-- BEGIN Recorded data --

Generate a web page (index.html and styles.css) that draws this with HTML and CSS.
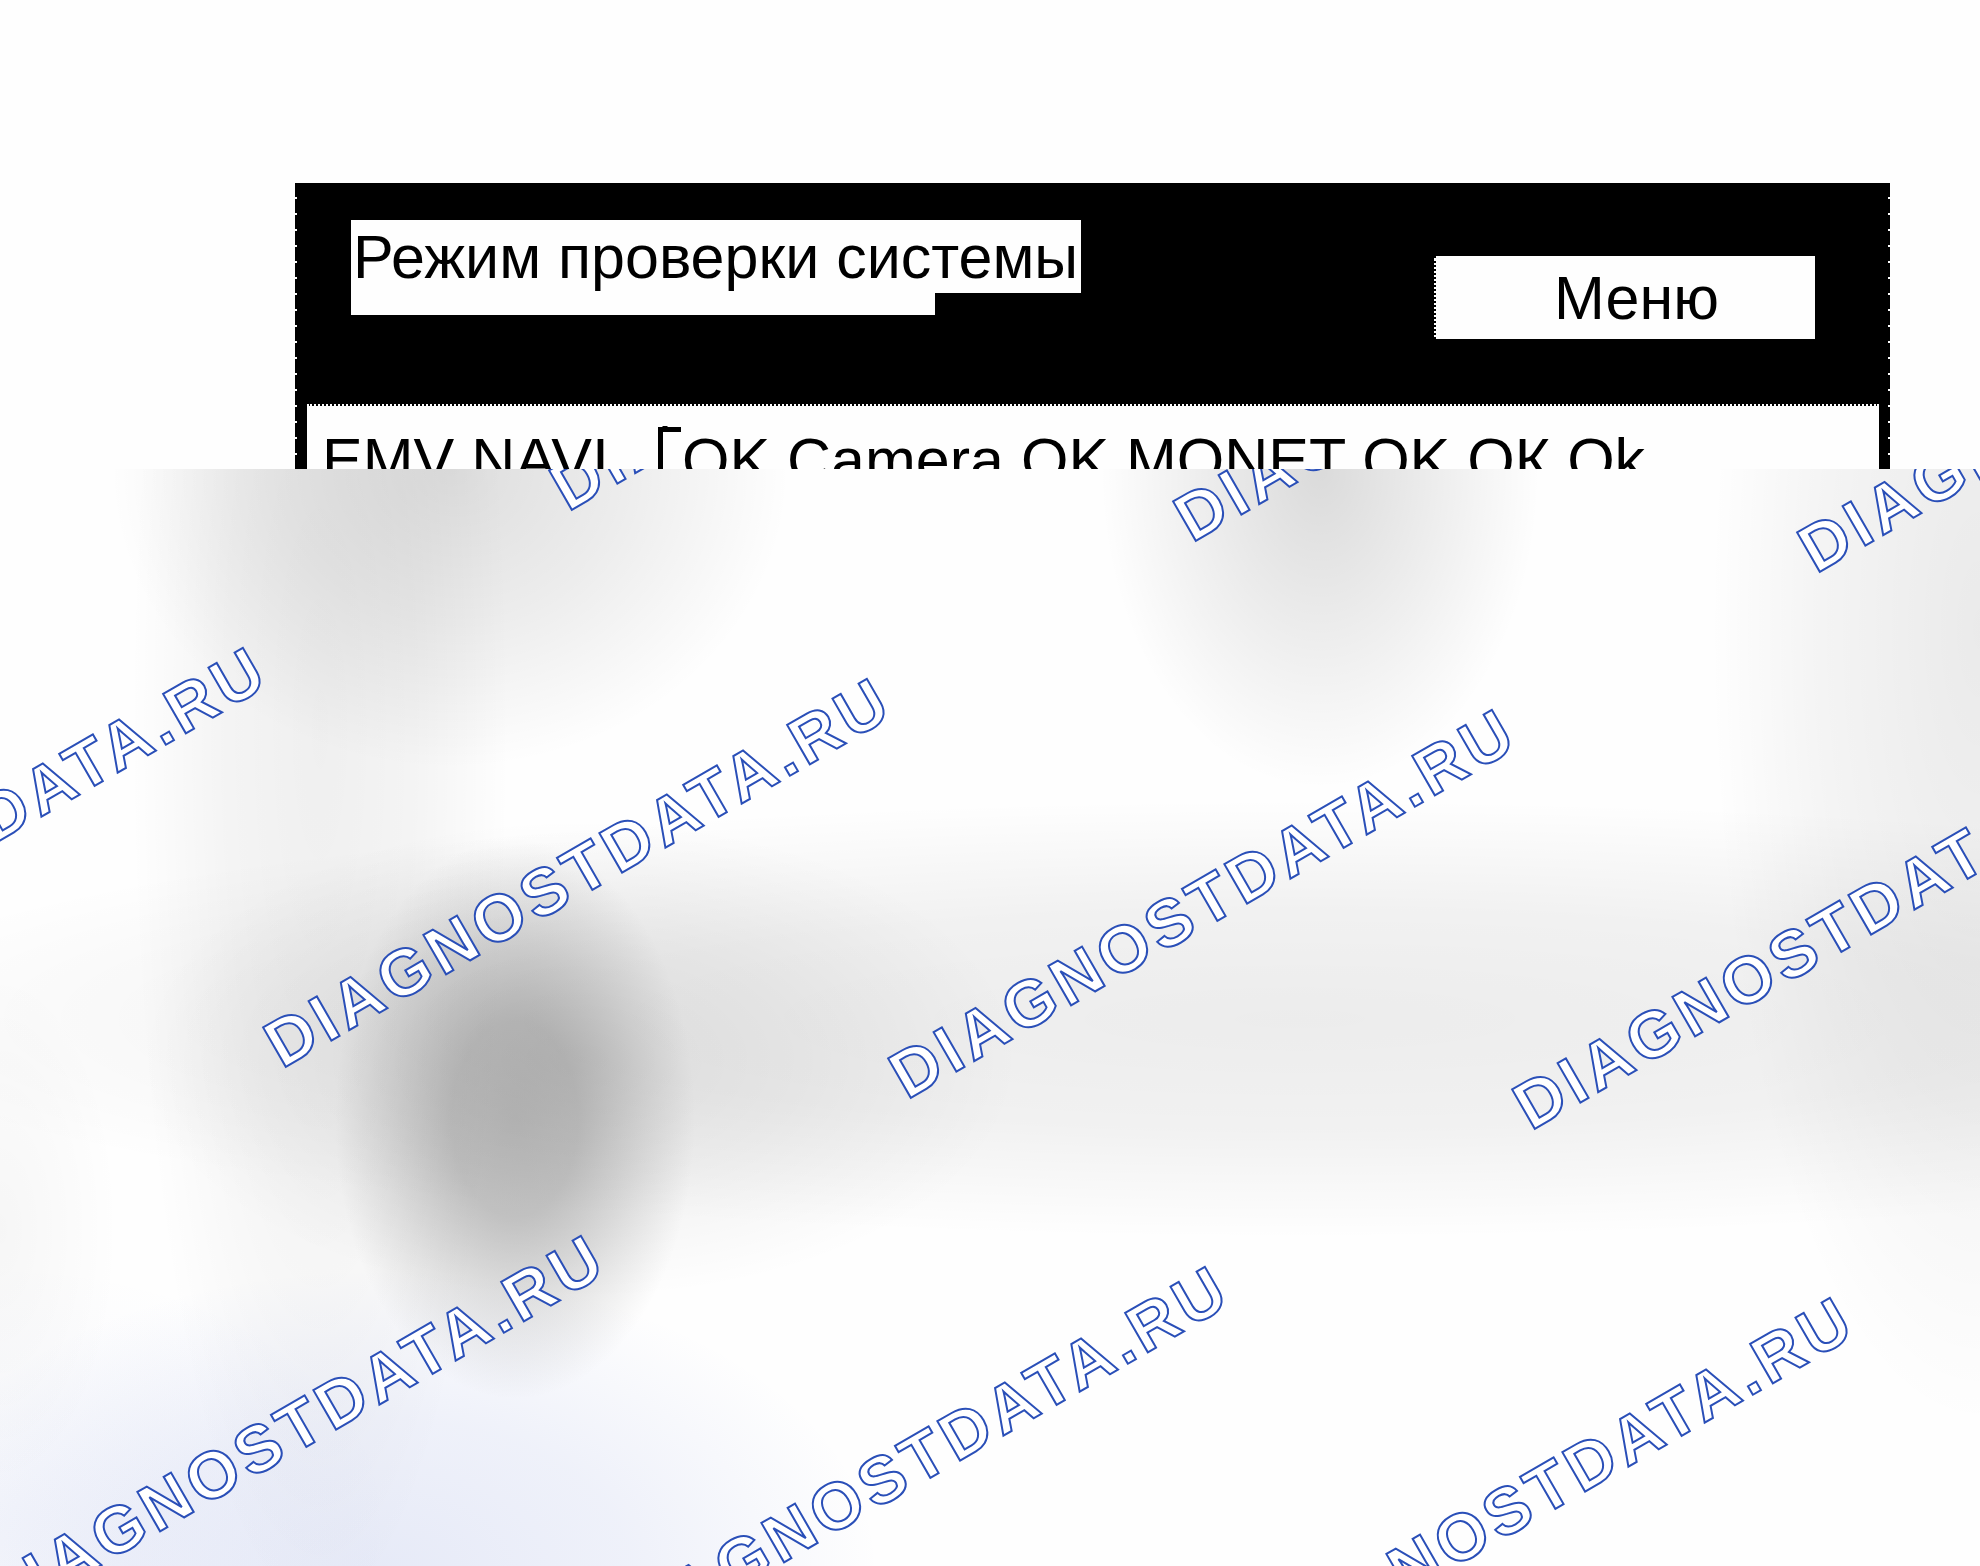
FILE: index.html
```
<!DOCTYPE html>
<html lang="ru">
<head>
    <meta charset="UTF-8">
    <meta name="viewport" content="width=device-width, initial-scale=1.0">
    <title>Режим проверки системы</title>
    <link rel="stylesheet" href="styles.css">
</head>
<body>
    <main class="panel">
        <header class="panel-header">
            <h1 class="title">Режим проверки системы</h1>
            <button type="button" class="menu-button">Меню</button>
        </header>
        <div class="status-row">
            <span>EMV NAVI</span>
            <svg class="corner" width="24" height="46" viewBox="0 0 24 46" aria-hidden="true">
                <path d="M2.500 46V4.500H23M7 1V6" fill="none" stroke="#000" stroke-width="5"/>
            </svg>
            <span>OK Camera OK MONET OK OК Ok</span>
        </div>
    </main>

    <section class="preview">
        <svg class="watermarks" width="100%" height="100%">
            <text transform="translate(568 43) rotate(-30)">DIAGNOSTDATA.RU</text>
            <text transform="translate(1192 74) rotate(-30)">DIAGNOSTDATA.RU</text>
            <text transform="translate(1816 105) rotate(-30)">DIAGNOSTDATA.RU</text>
            <text transform="translate(-342 569) rotate(-30)">DIAGNOSTDATA.RU</text>
            <text transform="translate(282 600) rotate(-30)">DIAGNOSTDATA.RU</text>
            <text transform="translate(907 631) rotate(-30)">DIAGNOSTDATA.RU</text>
            <text transform="translate(1531 662) rotate(-30)">DIAGNOSTDATA.RU</text>
            <text transform="translate(-4 1157) rotate(-30)">DIAGNOSTDATA.RU</text>
            <text transform="translate(620 1188) rotate(-30)">DIAGNOSTDATA.RU</text>
            <text transform="translate(1245 1219) rotate(-30)">DIAGNOSTDATA.RU</text>
        </svg>
    </section>
</body>
</html>
```
FILE: styles.css
```
* {
    box-sizing: border-box;
}

body {
    margin: 0;
    min-height: 100vh;
    display: flex;
    flex-direction: column;
    background: #fefefe;
    color: #000;
    font-family: "Liberation Sans", Arial, sans-serif;
    font-size: 61px;
}

/* Panel */
.panel {
    margin: 183px 90px 0 295px;
    padding: 0 11px 0 12px;
    background:
        repeating-linear-gradient(#000 0 14px, #fefefe 14px 16px) left / 2px 100% no-repeat,
        repeating-linear-gradient(#000 0 14px, #fefefe 14px 16px) right / 2px 100% no-repeat,
        #000;
}

.panel-header {
    display: flex;
    justify-content: space-between;
    align-items: flex-start;
    padding: 37px 64px 65px 44px;
}

.title {
    margin: 0;
    padding: 1px 3px 0 2px;
    background: #fefefe;
    font-size: 61px;
    font-weight: normal;
    line-height: 72px;
    position: relative;
    white-space: nowrap;
}

/* lower step of the title plate */
.title::after {
    content: "";
    position: absolute;
    top: 100%;
    left: 0;
    width: 80%;
    height: 22px;
    background: #fefefe;
}

.menu-button {
    width: 381px;
    margin-top: 36px;
    padding: 2px 0 0 22px;
    border: 0;
    border-left: 2px dotted #000;
    background: #fefefe;
    color: #000;
    font: inherit;
    line-height: 81px;
    cursor: pointer;
}

.status-row {
    display: flex;
    height: 65px;
    padding: 19px 15px 0;
    overflow: hidden;
    border-top: 2px dotted #fefefe;
    background: #fefefe;
    background-clip: padding-box;
    line-height: 70px;
    white-space: nowrap;
}

.corner {
    flex: none;
    margin: 0 0 0 49px;
}

/* Soft backdrop with the watermark grid */
.preview {
    flex: 1;
    position: relative;
    overflow: hidden;
    background:
        radial-gradient(180px 280px at 515px 650px, rgba(90, 90, 90, 0.38), rgba(90, 90, 90, 0.34) 35%, rgba(90, 90, 90, 0.14) 72%, transparent),
        radial-gradient(340px 300px at 450px 0, rgba(0, 0, 0, 0.13), rgba(0, 0, 0, 0.07) 50%, transparent),
        radial-gradient(220px 320px at 1320px 0, rgba(0, 0, 0, 0.14), rgba(0, 0, 0, 0.07) 50%, transparent),
        radial-gradient(440px 240px at 580px 590px, rgba(0, 0, 0, 0.09), rgba(0, 0, 0, 0.05) 50%, transparent),
        radial-gradient(1500px 220px at 1300px 550px, rgba(0, 0, 0, 0.07), rgba(0, 0, 0, 0.05) 50%, transparent),
        radial-gradient(190px 900px at 320px 260px, rgba(0, 0, 0, 0.06), rgba(0, 0, 0, 0.04) 50%, transparent),
        radial-gradient(270px 800px at 100% 160px, rgba(0, 0, 0, 0.08), rgba(0, 0, 0, 0.04) 60%, transparent),
        radial-gradient(120px 260px at 0 760px, rgba(0, 0, 0, 0.03), transparent),
        radial-gradient(500px 300px at 380px 1100px, rgba(60, 90, 200, 0.12), rgba(60, 90, 200, 0.08) 50%, transparent),
        radial-gradient(400px 260px at 0 1050px, rgba(60, 90, 200, 0.04), transparent),
        #fefefe;
}

.watermarks {
    position: absolute;
    inset: 0;
}

.watermarks text {
    fill: #fff;
    stroke: #2a4fb8;
    stroke-width: 2px;
    font-size: 66px;
    font-weight: bold;
    letter-spacing: 5px;
}
```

-- END Recorded data --

## What you will do:
Repeat the material above word for word and skip every image in it.

## Final answer:
Generate a web page (index.html and styles.css) that draws this with HTML and CSS.
FILE: index.html
```
<!DOCTYPE html>
<html lang="ru">
<head>
    <meta charset="UTF-8">
    <meta name="viewport" content="width=device-width, initial-scale=1.0">
    <title>Режим проверки системы</title>
    <link rel="stylesheet" href="styles.css">
</head>
<body>
    <main class="panel">
        <header class="panel-header">
            <h1 class="title">Режим проверки системы</h1>
            <button type="button" class="menu-button">Меню</button>
        </header>
        <div class="status-row">
            <span>EMV NAVI</span>
            <svg class="corner" width="24" height="46" viewBox="0 0 24 46" aria-hidden="true">
                <path d="M2.500 46V4.500H23M7 1V6" fill="none" stroke="#000" stroke-width="5"/>
            </svg>
            <span>OK Camera OK MONET OK OК Ok</span>
        </div>
    </main>

    <section class="preview">
        <svg class="watermarks" width="100%" height="100%">
            <text transform="translate(568 43) rotate(-30)">DIAGNOSTDATA.RU</text>
            <text transform="translate(1192 74) rotate(-30)">DIAGNOSTDATA.RU</text>
            <text transform="translate(1816 105) rotate(-30)">DIAGNOSTDATA.RU</text>
            <text transform="translate(-342 569) rotate(-30)">DIAGNOSTDATA.RU</text>
            <text transform="translate(282 600) rotate(-30)">DIAGNOSTDATA.RU</text>
            <text transform="translate(907 631) rotate(-30)">DIAGNOSTDATA.RU</text>
            <text transform="translate(1531 662) rotate(-30)">DIAGNOSTDATA.RU</text>
            <text transform="translate(-4 1157) rotate(-30)">DIAGNOSTDATA.RU</text>
            <text transform="translate(620 1188) rotate(-30)">DIAGNOSTDATA.RU</text>
            <text transform="translate(1245 1219) rotate(-30)">DIAGNOSTDATA.RU</text>
        </svg>
    </section>
</body>
</html>
```
FILE: styles.css
```
* {
    box-sizing: border-box;
}

body {
    margin: 0;
    min-height: 100vh;
    display: flex;
    flex-direction: column;
    background: #fefefe;
    color: #000;
    font-family: "Liberation Sans", Arial, sans-serif;
    font-size: 61px;
}

/* Panel */
.panel {
    margin: 183px 90px 0 295px;
    padding: 0 11px 0 12px;
    background:
        repeating-linear-gradient(#000 0 14px, #fefefe 14px 16px) left / 2px 100% no-repeat,
        repeating-linear-gradient(#000 0 14px, #fefefe 14px 16px) right / 2px 100% no-repeat,
        #000;
}

.panel-header {
    display: flex;
    justify-content: space-between;
    align-items: flex-start;
    padding: 37px 64px 65px 44px;
}

.title {
    margin: 0;
    padding: 1px 3px 0 2px;
    background: #fefefe;
    font-size: 61px;
    font-weight: normal;
    line-height: 72px;
    position: relative;
    white-space: nowrap;
}

/* lower step of the title plate */
.title::after {
    content: "";
    position: absolute;
    top: 100%;
    left: 0;
    width: 80%;
    height: 22px;
    background: #fefefe;
}

.menu-button {
    width: 381px;
    margin-top: 36px;
    padding: 2px 0 0 22px;
    border: 0;
    border-left: 2px dotted #000;
    background: #fefefe;
    color: #000;
    font: inherit;
    line-height: 81px;
    cursor: pointer;
}

.status-row {
    display: flex;
    height: 65px;
    padding: 19px 15px 0;
    overflow: hidden;
    border-top: 2px dotted #fefefe;
    background: #fefefe;
    background-clip: padding-box;
    line-height: 70px;
    white-space: nowrap;
}

.corner {
    flex: none;
    margin: 0 0 0 49px;
}

/* Soft backdrop with the watermark grid */
.preview {
    flex: 1;
    position: relative;
    overflow: hidden;
    background:
        radial-gradient(180px 280px at 515px 650px, rgba(90, 90, 90, 0.38), rgba(90, 90, 90, 0.34) 35%, rgba(90, 90, 90, 0.14) 72%, transparent),
        radial-gradient(340px 300px at 450px 0, rgba(0, 0, 0, 0.13), rgba(0, 0, 0, 0.07) 50%, transparent),
        radial-gradient(220px 320px at 1320px 0, rgba(0, 0, 0, 0.14), rgba(0, 0, 0, 0.07) 50%, transparent),
        radial-gradient(440px 240px at 580px 590px, rgba(0, 0, 0, 0.09), rgba(0, 0, 0, 0.05) 50%, transparent),
        radial-gradient(1500px 220px at 1300px 550px, rgba(0, 0, 0, 0.07), rgba(0, 0, 0, 0.05) 50%, transparent),
        radial-gradient(190px 900px at 320px 260px, rgba(0, 0, 0, 0.06), rgba(0, 0, 0, 0.04) 50%, transparent),
        radial-gradient(270px 800px at 100% 160px, rgba(0, 0, 0, 0.08), rgba(0, 0, 0, 0.04) 60%, transparent),
        radial-gradient(120px 260px at 0 760px, rgba(0, 0, 0, 0.03), transparent),
        radial-gradient(500px 300px at 380px 1100px, rgba(60, 90, 200, 0.12), rgba(60, 90, 200, 0.08) 50%, transparent),
        radial-gradient(400px 260px at 0 1050px, rgba(60, 90, 200, 0.04), transparent),
        #fefefe;
}

.watermarks {
    position: absolute;
    inset: 0;
}

.watermarks text {
    fill: #fff;
    stroke: #2a4fb8;
    stroke-width: 2px;
    font-size: 66px;
    font-weight: bold;
    letter-spacing: 5px;
}
```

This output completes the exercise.